A narrativa político-partidária, a nível nacional e local, contra os “populismos” de esquerda e de direita – ou mesmo do centro, seja o “independente dos partidos” seja o autoconsiderado “apolítico” – revela-se um “pau de dois bicos” em que o escudo e a armadura de quem freneticamente o brande diz mais sobre as suas pérfidas intenções do que a referida narrativa (feita rabo escondido com o gato de fora). Travestida de defesa da democracia e suas instituições, o propósito anunciado constitui uma ameaça real ao pilar participativo da democracia.
Eu explico-me. Escudados numa cruzada contra pretensos “populismos” e “abusos da liberdade de expressão” nas novéis redes sociais – excessos que indubitavelmente existem e precisam de ser democraticamente prevenidos – dirigentes de diferentes partidos políticos do chamado “arco da governação” (ou, mais prosaicamente, da situação feita situacionismo, também conhecida por “bloco central de interesses”) e, até, cândidos cidadãos, têm sugerido a limitação do direito fundamental à liberdade de opinião e expressão, perseguindo quem denuncia a corrupção, a incompetência e o abuso do poder. Como escrevi há meia dúzia de anos (ler em https://mediotejo.net/as-redes-sociais-e-as-tropelias-do-poder-por-jose-rafael-nascimento/), esta tentativa de restrição da principal liberdade democrática dos cidadãos visa – não tenhamos qualquer dúvida sobre isso – prejudicar o exercício da cidadania livre e participativa e a formação de uma opinião pública informada e crítica, reforçando os poderes autocráticos instalados e resistentes à alternância, adeptos de valores retrógrados e reacionários avessos ao progresso e à evolução civilizacional, interessados na discriminação e exploração das camadas sociais mais frágeis ou afastadas das elites dominantes.

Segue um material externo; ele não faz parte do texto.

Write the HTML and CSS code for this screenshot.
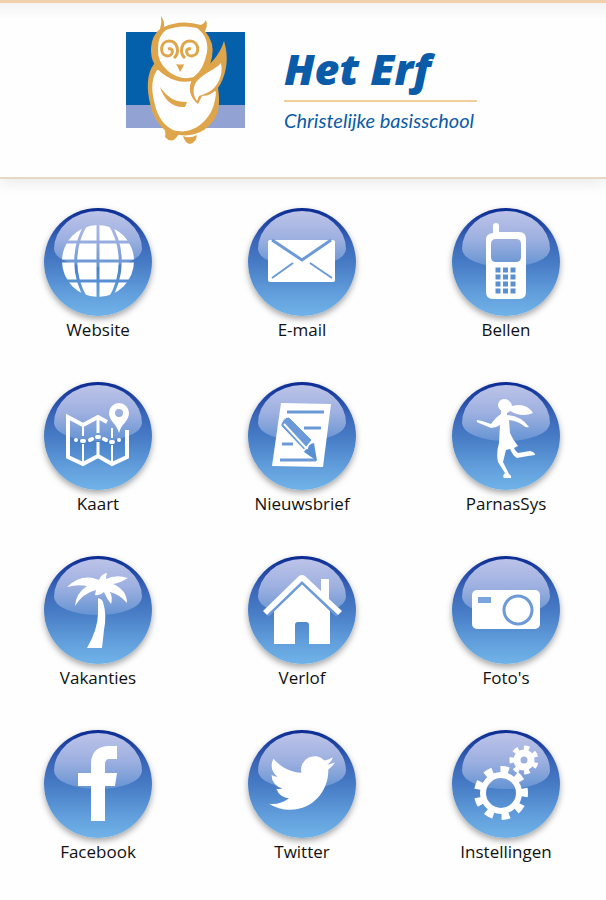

O certo é que as redes sociais têm permitido aos cidadãos uma intervenção mais poderosa na vida pública, seja disseminando informação antes ocultada ou reservada às elites, seja passando a palavra livre que faz opinião consciencializadora e influencia rapidamente toda uma comunidade. Importa, obviamente, que essa palavra seja bem usada – com elevação nos modos e profundidade nas ideias – mas não se lhe exija que tenha o rigor dos especialistas ou a verificação dos jornalistas. Ao cidadão comum, só se lhe pode exigir aquilo que é razoável e está inscrito na Declaração Universal dos Direitos Humanos.
Esta afirma, no seu Artigo 19.º, que “Todo o indivíduo tem direito à liberdade de opinião e de expressão, o que implica o direito de não ser inquietado pelas suas opiniões e o de procurar, receber e difundir, sem consideração de fronteiras, informações e ideias por qualquer meio de expressão”. Nada é aqui condicionado ao
conhecimento prévio ou seletivo da matéria de opinião e expressão, embora esse saber e confirmação dos factos possa (e deva) ser procurado por quem se expressa ou opina, assim como requerido ou instado, de forma e em grau razoáveis, pelos recetores ou audiências.
Os populismos, ao contrário do que se procura fazer crer, não provêm exclusivamente (nem maioritariamente, porventura) de movimentos exteriores ao poder ou sistema institucional democrático, sendo abundantemente praticados por forças e personalidades que o representam. Tal como as redes sociais também são abundantemente usadas (e abusadas) por estes, num exercício de demagogia e hipocrisia que, também aqui, esconde o rabo mas expõe o gato. A sistemática confusão entre “popular” e “populista” – uma fronteira ténue por natureza – é uma evidência.
Resumindo e concluindo, não deve haver qualquer dúvida de que a democracia requer regulação, autoridade e responsabilização, justificando-se – e até impondo-se – limitar a liberdade de uns quando ela ameaça a legítima liberdade de outros (qual é o seu escopo?). Este é o bico desenvenenado do pau. Democracia, num Estado de Direito, também é ordem, mas não a ordem unilateral do “direitinho” e “respeitinho” como pretendem as mentalidades e interesses retrógrados e autoritários de certos incumbentes. O segredo está em, envolvendo os cidadãos, encontrar um equilíbrio justo, sem envenenar a democracia.